By 2002, when Muich turned 65, his career appeared to be winding down — only it didn’t. “I agreed to stay for a few months until the company found a replacement for me, but they never did and I’m still here,” he said. “I’m now the general handyman — making and repairing dies, repairing extruders, fixing leaks, and doing anything else they need me to do.”

SUMMING UP

So from his vantage point of 50 years in custom extrusion, how does Muich regard the current landscape? “Today’s extrusion machines are bigger and better, and the electronic technology means the operators don’t have to know as much,” he said. “But as sophisticated as they are, the electronics can be a disadvantage in custom extrusion. An electronic controller will control my temperature but it has to be replaced every few years; and if the replacement doesn’t fit, it has to be retrofitted. I have instruments that are 50 years old and still controlling temperature, and this is all that I need.”

He’s seen some changes on the die making side as well, and, again, he doesn’t think they’re all for the better. “I spent years cutting thousands of dies with a bandsaw, and could use my experience and my instincts to calculate any changes that I thought necessary,” he said. “Now I have EDM to cut a die, which is an advantage because I don’t have to polish the die afterwards. But with a computer program, the result isn’t always what I want, and I sometimes have to make changes when it’s done.”

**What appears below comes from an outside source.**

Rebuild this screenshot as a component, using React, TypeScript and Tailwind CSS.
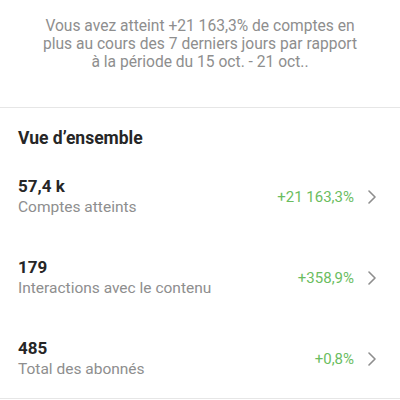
import React from "react";

const rows = [
  { value: "57,4 k", label: "Comptes atteints", delta: "+21 163,3%" },
  { value: "179", label: "Interactions avec le contenu", delta: "+358,9%" },
  { value: "485", label: "Total des abonnés", delta: "+0,8%" },
];

function Chevron() {
  return (
    <svg width="12" height="14" viewBox="0 0 12 14" fill="none" className="shrink-0">
      <path d="M3 1 L9 7 L3 13" stroke="#8e8e8e" strokeWidth="1.6" strokeLinecap="round" strokeLinejoin="round" />
    </svg>
  );
}

export default function App() {
  return (
    <div className="w-[400px] h-[400px] overflow-hidden bg-white" style={{ fontFamily: "Roboto, 'Liberation Sans', sans-serif" }}>
      <div className="pt-[17px] px-4 text-center text-[15.6px] leading-[18px] text-[#8e8e8e]">
        <p>Vous avez atteint +21 163,3% de comptes en</p>
        <p>plus au cours des 7 derniers jours par rapport</p>
        <p>à la période du 15 oct. - 21 oct..</p>
      </div>
      <div className="mt-[36px] h-px bg-[#e6e6e6]" />
      <div className="pl-[18px] pr-[22px]">
        <h2 className="mt-[20px] text-[17.5px] leading-[20px] font-bold text-[#262626]">Vue d’ensemble</h2>
        <div className="mt-[28px] flex flex-col gap-[39px]">
          {rows.map((r) => (
            <div key={r.value} className="flex items-center">
              <div className="flex-1">
                <div className="text-[17px] leading-[20px] font-bold text-[#262626]">{r.value}</div>
                <div className="text-[15.5px] leading-[22px] text-[#8e8e8e]">{r.label}</div>
              </div>
              <div className="text-[15px] text-[#6bbd5f] mr-[12px]">{r.delta}</div>
              <Chevron />
            </div>
          ))}
        </div>
      </div>
      <div className="mt-[18px] h-px bg-[#e6e6e6]" />
    </div>
  );
}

And as for the extrusion industry in general, let’s not even go there. “It’s certainly not what it used to be,” Muich said. “I knew at least 20 different extrusion companies in Toronto when I was younger, and only two of them are still around now. It’s a much more difficult business today; extrusion companies just don’t have the same amount of control over their businesses anymore.”

Muich is philosophical about his own career, too. “Working for the same company all my life has had good points and bad points,” he said “I don’t regret it, but I might have done better financially if I had accepted new job offers. But I’m loyal to Polyform and they’ve been loyal to me. The high turnover of workers today might not be happening if more companies did better jobs of looking after their employees.”

In the end, Muich clearly isn’t going to worry about the road not travelled. “I see myself as a successful man: I own my house, I own a cottage and a boat, I’ve been married to the same woman for 50 years, and have raised wonderful children,” he said. “I can afford to retire, but I don’t know what I’d do if I did. I’ve always believed in working hard, and it’s kept me healthy.”